Sunday, September 17, 2006

THE BRIDE WITH JET BLACK HAIR


Here's an item someone out there might just be interested in . . .

The place: Japan in 1966, a few months before the Vietnam War begins. The person: Saya, the last remaining original – a shinso vampire and the supernatural muscle of a secret U.S. government backed team of daemon hunters (they're referred to as Chiroptera – whatever that means). The mission: Just before Halloween Saya takes on an undercover job, that poses her as (yep, you guessed it) a Japanese school girl and sends her into the gaijin packed halls of Yokota Air Base in Fussa-shi, Tokyo. In no time flat, she uncovers two classmates who are Chiroptera in disguise and starts up with a damn fine impression of Connor McCloud.

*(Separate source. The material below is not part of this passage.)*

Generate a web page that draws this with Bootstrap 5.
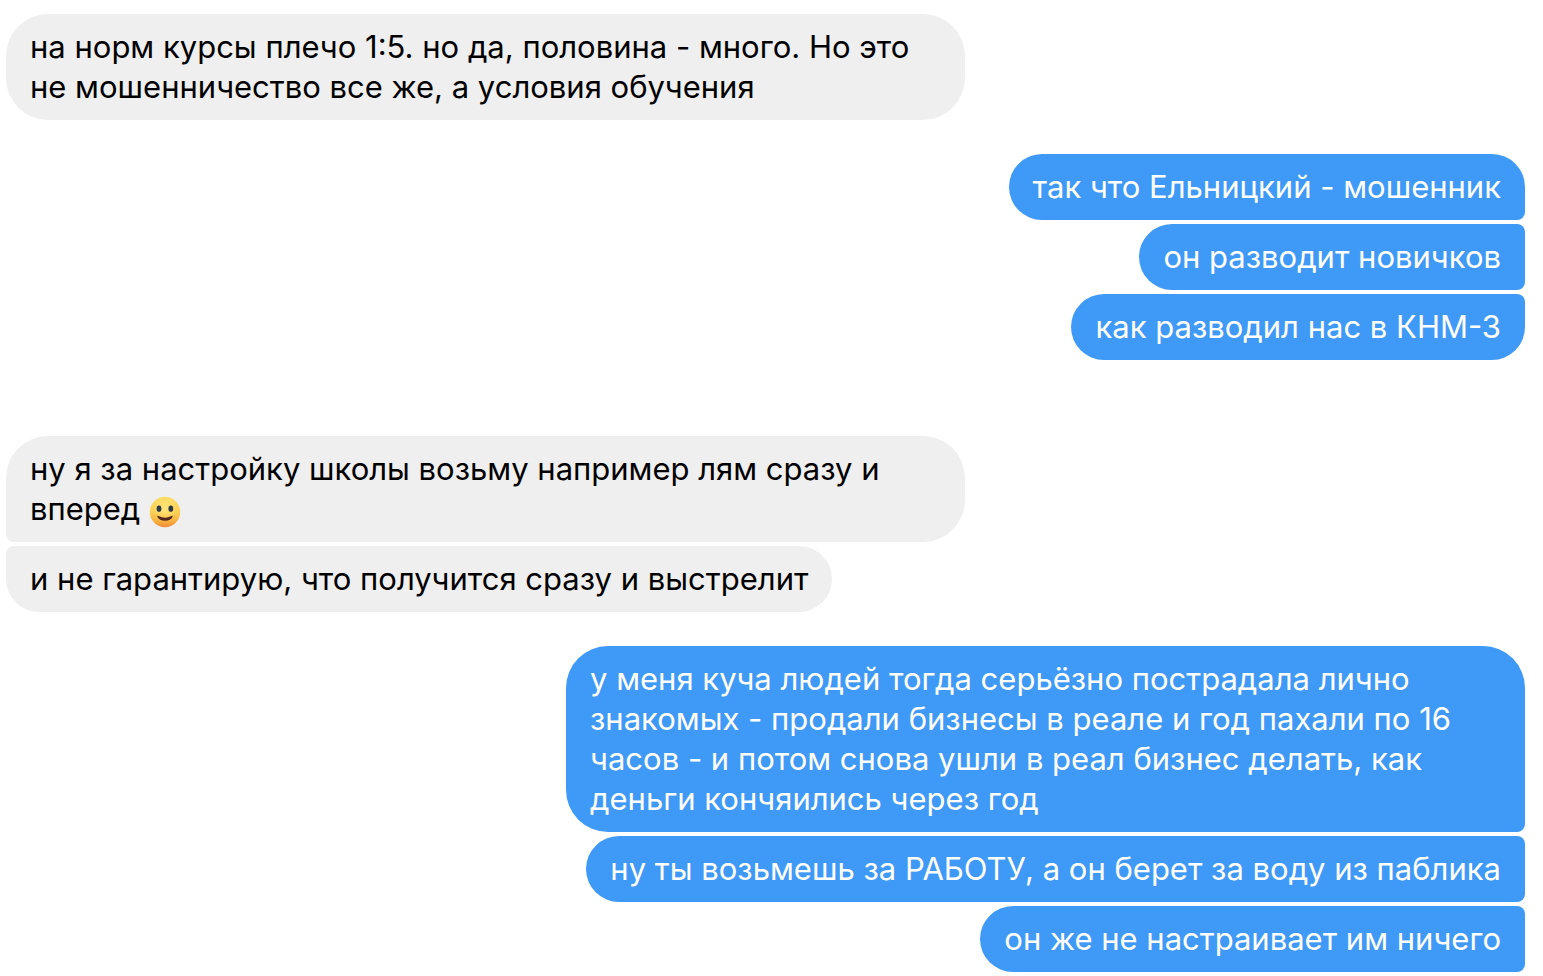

I hope you recognize that, because there are words and whispers drifting around the highways and byways hinting and outright saying that "Crouching Tiger, Hidden Dragon" producer Billy Kong has inked a deal to produce the live-action version of Hiroyuki Kitakubo, Kenji Kamiyama and Katsuya Terada's semi-cult havin' but not quite feature length anime "Blood: The Last Vampire" with a pretty freakin' promising helping hand from none other than "Bride With White Hair" director Ronny Yu.

Who:

  • Plans on making the live action Blood: The Last Vampire his next project.
  • Will probably start shooting it early as late October/early November 2006.
  • Is determined to "reinvent" the rather beleaguered vampire genre (god bless him) and will avoid the standard "greys and blues" familiar to Underworld fans in favor of a "full multimedia color" scheme.
  • Will change the setting from the pre 'Nam Tokyo of 1966 to the post WWII Tokyo of 1948.

Yu also plans to shoot the live action Blood in several languages, including English I'd imagine. The project will reportedly also coincide with a animated TV series based on the same character.

I'm quite a fan of Blood, so I hope some of the above is true.